City Council Speaker Christine Quinn may be a tough broad, but she assured Monday night that she doesn’t think it’s necessary to be a “raving lunatic bitch all the time.”
Ms. Quinn, the early frontrunner in the race for mayor, was the keynote speaker at FORTUNE Magazine’s Most Powerful Women event at the Time Warner Center–a gathering of some most accomplished female leaders in the nation.
At one point, Pattie Sellers, senior editor-at-large of the magazine, asked Ms. Quinn about a recent New York Times story that described the famously brash redhead as “controlling,” “temperamental,” “hot-headed,” “pushy,” “bitchy,” “brassy” and “aggressive.” “Are you comfortable with all those words?” Ms. Sellers asked.
“Pretty much,” replied a deadpan Ms. Quinn, winning her loud applause.
In fact, Ms. Quinn touted her no-nonsense temperament as exactly what the city needs as she works to become the city’s first female–and openly gay–mayor.
“Look, I’m tough and you know what? New Yorkers deserve that,” she said. “They work head, they fight it out, they slug it out. And they deserve a mayor or a speaker who’s going to do the same … I’m just not gonna let up until I know I’ve done absolutely everything I can for New Yorkers. Now look, that doesn’t mean you have to be a raving, lunatic bitch all the time.”
Ms. Quinn, whose overwhelming laugh (amplified by the acoustics in the room) seemed to throw the crowd off-guard at first, quickly won them back as spoke about her upbringing in Long Island and her beloved father, drawing “aws”s as she described his role as an “unpaid and unlistened to adviser” at City Hall. Her oft-told story about her grandmother’s escape from the Titanic as a young girl also drew applause and audible gasps. (One woman’s jaw literally dropped.)

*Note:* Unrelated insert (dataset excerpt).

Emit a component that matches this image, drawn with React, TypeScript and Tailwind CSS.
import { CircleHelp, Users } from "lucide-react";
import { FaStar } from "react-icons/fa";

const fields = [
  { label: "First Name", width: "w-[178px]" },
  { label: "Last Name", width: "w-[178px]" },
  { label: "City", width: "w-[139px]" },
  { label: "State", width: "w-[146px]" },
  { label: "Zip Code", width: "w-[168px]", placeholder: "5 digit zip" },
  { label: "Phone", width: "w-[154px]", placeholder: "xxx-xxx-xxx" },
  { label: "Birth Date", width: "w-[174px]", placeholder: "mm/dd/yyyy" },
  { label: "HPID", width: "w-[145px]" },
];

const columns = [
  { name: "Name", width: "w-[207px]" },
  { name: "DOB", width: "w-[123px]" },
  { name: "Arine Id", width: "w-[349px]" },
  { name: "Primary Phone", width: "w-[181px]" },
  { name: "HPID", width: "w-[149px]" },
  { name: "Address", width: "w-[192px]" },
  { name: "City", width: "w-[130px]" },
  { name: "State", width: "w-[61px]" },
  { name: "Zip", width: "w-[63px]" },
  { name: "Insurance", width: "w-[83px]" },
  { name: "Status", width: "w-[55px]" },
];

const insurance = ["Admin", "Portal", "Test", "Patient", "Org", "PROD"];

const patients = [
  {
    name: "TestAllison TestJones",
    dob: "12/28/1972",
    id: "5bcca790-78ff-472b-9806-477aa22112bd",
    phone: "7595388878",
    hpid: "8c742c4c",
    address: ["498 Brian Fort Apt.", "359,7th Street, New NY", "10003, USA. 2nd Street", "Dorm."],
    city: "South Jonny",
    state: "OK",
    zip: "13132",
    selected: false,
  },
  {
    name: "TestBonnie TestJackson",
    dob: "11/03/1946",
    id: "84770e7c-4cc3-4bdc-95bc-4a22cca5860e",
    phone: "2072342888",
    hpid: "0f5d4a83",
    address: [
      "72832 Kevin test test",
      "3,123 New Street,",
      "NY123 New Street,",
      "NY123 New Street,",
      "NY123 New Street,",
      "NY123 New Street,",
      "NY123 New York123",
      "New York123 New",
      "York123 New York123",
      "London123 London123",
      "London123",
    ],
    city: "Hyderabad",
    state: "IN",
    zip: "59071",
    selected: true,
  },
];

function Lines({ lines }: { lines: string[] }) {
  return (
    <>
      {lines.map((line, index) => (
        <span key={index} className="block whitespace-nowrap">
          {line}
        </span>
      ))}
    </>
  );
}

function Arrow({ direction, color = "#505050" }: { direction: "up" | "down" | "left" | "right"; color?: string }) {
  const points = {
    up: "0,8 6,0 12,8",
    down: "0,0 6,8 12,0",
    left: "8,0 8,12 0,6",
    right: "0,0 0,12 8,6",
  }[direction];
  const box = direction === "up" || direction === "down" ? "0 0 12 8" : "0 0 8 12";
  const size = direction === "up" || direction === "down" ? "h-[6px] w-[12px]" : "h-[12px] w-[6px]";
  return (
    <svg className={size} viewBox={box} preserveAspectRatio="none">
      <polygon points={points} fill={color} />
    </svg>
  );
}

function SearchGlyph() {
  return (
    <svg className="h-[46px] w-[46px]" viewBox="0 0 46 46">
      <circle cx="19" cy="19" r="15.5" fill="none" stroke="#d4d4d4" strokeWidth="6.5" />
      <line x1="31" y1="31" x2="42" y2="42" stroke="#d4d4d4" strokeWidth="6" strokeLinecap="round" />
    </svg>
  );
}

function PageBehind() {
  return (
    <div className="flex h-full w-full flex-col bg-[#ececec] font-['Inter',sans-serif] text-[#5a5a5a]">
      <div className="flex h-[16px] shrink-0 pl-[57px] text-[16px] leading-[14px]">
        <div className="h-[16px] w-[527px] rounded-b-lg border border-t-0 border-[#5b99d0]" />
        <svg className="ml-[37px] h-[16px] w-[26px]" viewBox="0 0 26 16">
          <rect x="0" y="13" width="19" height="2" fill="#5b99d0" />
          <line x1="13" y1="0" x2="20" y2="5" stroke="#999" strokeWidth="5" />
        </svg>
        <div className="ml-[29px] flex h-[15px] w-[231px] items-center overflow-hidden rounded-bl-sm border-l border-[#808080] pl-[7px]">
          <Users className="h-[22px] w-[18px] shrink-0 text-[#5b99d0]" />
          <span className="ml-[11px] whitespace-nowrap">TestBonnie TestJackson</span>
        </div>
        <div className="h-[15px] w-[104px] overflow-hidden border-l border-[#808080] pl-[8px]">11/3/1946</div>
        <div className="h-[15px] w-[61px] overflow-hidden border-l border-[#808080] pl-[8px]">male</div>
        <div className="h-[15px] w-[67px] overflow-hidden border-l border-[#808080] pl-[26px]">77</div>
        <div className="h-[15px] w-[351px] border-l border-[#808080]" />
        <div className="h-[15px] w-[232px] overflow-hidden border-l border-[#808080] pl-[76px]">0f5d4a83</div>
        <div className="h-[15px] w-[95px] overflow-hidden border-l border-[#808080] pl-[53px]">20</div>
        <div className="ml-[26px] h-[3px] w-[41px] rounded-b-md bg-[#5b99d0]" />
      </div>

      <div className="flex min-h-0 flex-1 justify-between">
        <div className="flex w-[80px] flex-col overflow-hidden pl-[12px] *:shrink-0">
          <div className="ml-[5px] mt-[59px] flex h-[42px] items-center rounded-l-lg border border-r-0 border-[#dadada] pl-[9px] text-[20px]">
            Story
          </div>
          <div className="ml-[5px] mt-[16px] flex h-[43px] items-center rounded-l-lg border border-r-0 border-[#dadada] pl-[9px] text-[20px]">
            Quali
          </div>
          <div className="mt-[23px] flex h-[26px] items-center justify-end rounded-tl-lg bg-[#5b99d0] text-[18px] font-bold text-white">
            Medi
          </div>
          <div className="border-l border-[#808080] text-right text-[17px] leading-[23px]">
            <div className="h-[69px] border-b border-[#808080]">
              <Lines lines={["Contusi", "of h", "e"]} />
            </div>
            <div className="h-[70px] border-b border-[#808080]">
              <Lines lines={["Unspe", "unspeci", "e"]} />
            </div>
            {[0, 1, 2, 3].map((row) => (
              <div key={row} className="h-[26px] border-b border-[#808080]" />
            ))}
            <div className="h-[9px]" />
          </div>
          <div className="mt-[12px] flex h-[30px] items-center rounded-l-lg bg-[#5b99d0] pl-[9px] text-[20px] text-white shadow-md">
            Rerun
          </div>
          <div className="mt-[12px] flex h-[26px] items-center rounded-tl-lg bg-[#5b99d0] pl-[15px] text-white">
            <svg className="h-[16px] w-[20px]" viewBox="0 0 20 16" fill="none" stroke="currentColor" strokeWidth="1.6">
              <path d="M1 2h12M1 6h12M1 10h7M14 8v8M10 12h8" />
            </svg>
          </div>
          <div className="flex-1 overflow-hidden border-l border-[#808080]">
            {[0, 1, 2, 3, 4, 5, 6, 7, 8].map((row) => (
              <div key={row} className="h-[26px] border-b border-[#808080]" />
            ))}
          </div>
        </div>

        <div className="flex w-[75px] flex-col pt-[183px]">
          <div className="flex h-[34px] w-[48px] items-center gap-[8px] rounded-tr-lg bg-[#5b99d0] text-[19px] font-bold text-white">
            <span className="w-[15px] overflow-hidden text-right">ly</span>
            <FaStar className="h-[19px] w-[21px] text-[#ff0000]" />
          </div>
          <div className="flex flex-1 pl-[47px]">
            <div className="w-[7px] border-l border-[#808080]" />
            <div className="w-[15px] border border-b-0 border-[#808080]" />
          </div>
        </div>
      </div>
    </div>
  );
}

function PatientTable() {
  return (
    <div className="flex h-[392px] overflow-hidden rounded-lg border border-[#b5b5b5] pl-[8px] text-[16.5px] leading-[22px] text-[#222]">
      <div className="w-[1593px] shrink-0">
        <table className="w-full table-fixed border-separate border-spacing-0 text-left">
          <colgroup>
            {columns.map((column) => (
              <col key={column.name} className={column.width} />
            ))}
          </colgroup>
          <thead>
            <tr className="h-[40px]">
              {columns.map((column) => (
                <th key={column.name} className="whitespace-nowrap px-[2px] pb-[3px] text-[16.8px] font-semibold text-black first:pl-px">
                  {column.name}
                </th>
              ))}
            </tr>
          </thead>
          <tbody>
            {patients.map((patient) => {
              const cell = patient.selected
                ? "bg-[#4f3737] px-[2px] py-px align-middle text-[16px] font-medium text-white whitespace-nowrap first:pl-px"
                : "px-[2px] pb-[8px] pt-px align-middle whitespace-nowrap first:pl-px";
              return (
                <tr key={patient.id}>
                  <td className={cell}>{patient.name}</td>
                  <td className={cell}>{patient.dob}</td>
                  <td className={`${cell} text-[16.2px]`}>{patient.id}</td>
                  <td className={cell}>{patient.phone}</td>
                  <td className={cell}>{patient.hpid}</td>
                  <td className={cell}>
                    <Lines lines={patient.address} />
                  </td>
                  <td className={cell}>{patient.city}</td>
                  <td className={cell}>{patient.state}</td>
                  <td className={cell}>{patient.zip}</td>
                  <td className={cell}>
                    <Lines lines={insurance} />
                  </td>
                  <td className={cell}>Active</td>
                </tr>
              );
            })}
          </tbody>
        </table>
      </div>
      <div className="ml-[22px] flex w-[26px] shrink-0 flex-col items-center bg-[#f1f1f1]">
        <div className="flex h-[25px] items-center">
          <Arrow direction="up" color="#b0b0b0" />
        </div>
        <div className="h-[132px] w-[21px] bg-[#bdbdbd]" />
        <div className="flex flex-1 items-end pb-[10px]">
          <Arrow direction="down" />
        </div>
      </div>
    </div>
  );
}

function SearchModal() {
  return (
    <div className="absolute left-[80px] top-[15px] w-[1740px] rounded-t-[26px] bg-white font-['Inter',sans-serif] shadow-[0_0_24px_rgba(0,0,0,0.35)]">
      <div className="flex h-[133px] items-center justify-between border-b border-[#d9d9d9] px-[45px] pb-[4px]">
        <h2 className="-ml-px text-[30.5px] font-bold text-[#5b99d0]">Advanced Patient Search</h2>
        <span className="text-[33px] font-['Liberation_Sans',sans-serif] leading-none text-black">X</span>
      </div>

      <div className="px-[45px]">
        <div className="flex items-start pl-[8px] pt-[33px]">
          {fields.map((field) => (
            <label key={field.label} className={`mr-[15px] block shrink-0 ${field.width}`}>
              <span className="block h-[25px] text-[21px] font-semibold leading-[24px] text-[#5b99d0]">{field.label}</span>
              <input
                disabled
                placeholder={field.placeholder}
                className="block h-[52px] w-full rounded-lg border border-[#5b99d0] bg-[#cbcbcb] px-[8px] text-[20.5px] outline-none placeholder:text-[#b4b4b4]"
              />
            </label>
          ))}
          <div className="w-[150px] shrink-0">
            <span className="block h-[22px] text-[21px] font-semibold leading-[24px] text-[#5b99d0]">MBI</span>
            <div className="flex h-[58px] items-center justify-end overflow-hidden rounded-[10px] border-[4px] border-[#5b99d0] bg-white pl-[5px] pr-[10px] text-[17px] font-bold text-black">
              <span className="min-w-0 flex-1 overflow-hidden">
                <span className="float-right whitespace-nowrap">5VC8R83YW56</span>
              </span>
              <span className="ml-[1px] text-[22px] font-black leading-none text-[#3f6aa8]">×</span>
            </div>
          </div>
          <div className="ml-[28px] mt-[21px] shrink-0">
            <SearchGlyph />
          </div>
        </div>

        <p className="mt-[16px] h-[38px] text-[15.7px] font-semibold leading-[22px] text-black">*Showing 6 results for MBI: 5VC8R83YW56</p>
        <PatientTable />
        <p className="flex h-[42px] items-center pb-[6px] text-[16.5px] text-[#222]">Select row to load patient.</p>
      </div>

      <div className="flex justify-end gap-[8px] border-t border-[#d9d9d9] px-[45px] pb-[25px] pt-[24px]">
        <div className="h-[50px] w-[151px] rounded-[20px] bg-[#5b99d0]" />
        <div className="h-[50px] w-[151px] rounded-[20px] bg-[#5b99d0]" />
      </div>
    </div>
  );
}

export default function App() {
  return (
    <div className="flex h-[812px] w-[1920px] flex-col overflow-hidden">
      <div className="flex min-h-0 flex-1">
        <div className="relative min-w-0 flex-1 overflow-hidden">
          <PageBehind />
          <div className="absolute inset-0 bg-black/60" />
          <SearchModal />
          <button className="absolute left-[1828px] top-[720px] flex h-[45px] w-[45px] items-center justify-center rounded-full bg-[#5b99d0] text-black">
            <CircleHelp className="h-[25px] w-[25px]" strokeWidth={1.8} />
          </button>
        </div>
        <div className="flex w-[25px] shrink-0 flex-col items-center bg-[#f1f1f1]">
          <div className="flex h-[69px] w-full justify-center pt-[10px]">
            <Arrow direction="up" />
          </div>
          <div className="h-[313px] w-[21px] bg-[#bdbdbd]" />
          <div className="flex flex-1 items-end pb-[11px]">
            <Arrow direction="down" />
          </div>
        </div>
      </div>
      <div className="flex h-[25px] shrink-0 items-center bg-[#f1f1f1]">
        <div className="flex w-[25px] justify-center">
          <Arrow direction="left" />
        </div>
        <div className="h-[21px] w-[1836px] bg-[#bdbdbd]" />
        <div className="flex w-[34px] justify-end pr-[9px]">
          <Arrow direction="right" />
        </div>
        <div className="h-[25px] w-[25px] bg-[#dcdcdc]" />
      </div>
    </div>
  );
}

Growing up with a sick mother who died of cancer when she was 16, Ms. Quinn said she learned that time could never be wasted. “So you really wanna get it done, right now! Get it done! Get it done! So you’re not like patient at all. Which can be way annoying if you work for me, but way effective in getting things done,” she said.

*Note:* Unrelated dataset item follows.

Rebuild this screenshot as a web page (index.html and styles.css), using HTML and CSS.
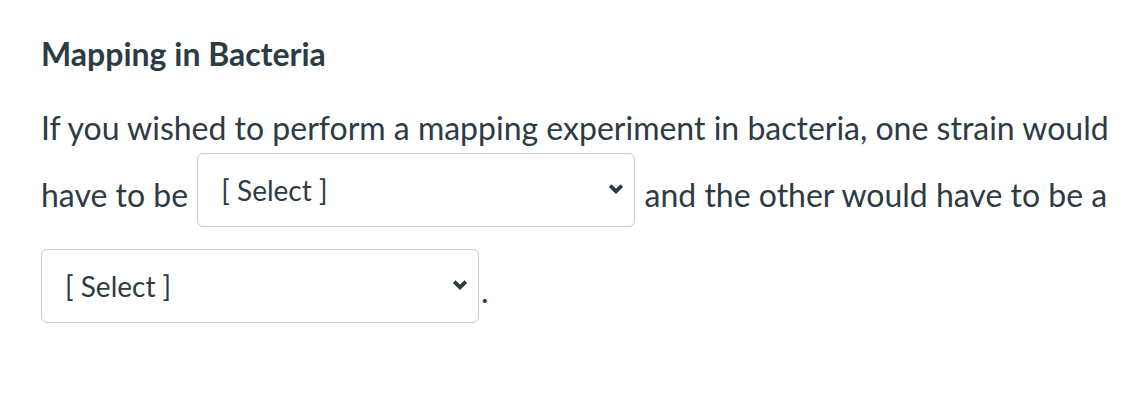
FILE: index.html
```html
<!DOCTYPE html>
<html lang="en">
<head>
<meta charset="utf-8">
<link rel="stylesheet" href="styles.css">
</head>
<body>
<div class="question">
  <h2 class="title">Mapping in Bacteria</h2>
  <p class="text">If you wished to perform a mapping experiment in bacteria, one strain would have to be <span class="select-wrap"><select class="select"><option>[ Select ]</option></select><svg class="chev" viewBox="0 0 16 12" width="16" height="12"><path d="M2.2 2.6 L8 8.4 L13.8 2.6" fill="none" stroke="#2d3b45" stroke-width="3.8"/></svg></span> and the other would have to be a <span class="select-wrap"><select class="select"><option>[ Select ]</option></select><svg class="chev" viewBox="0 0 16 12" width="16" height="12"><path d="M2.2 2.6 L8 8.4 L13.8 2.6" fill="none" stroke="#2d3b45" stroke-width="3.8"/></svg></span>.</p>
</div>
</body>
</html>
```
FILE: styles.css
```css
html, body {
  margin: 0;
  padding: 0;
  background: #ffffff;
}
body {
  font-family: Lato, "Open Sans", sans-serif;
  color: #2d3b45;
}
.question {
  padding: 34px 0 0 41px;
  width: 1085px;
}
.title {
  margin: 0;
  font-size: 32px;
  font-weight: 700;
  line-height: 40px;
}
.text {
  margin: 29px 0 0 0;
  font-size: 32px;
  line-height: 50px;
}
.select-wrap {
  position: relative;
  display: inline-block;
  overflow: hidden;
  vertical-align: -42px;
  margin: 0 1px 22px 1px;
}
.text .select-wrap:last-child {
  margin-left: 0;
  margin-right: 2px;
}
.select {
  appearance: none;
  -webkit-appearance: none;
  width: 438px;
  height: 74px;
  border: 1px solid #c7cdd1;
  border-radius: 6px;
  background: #ffffff;
  font-family: Lato, "Open Sans", sans-serif;
  font-size: 28px;
  color: #2d3b45;
  padding: 0 0 0 23px;
  margin: 0;
  display: block;
}
.chev {
  position: absolute;
  right: 11px;
  top: 30px;
}
```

Ms. Quinn said that she used to worry about how people responded to her brashness, but gave up over-analyzing years ago.
“I’m tough, I’m pushy, I’m really loud,” she said, matter-of-factly. “I used to spend a lot of time thinking about it. But we only have so much brain capacity, so if I’m spending part of my brain thinking about how I’m acting, A, I’m not spending all of my brain doing and B, I’m not actually in that moment,” she said.
“And if you don’t like me, life goes on, you know what I mean? But I hope you do like me,” she said. “Because I think that in addition to being pushy, I’m nice.”
She also shared some advice learned on the job, hammering out budget deals with the mayor and local unions.
“You don’t have to have all the answers all the time. But the best thing to know is what you don’t know,” she said. “Don’t bullshit it if you don’t know it. Just get somebody who does and you can usually then get to a solution.”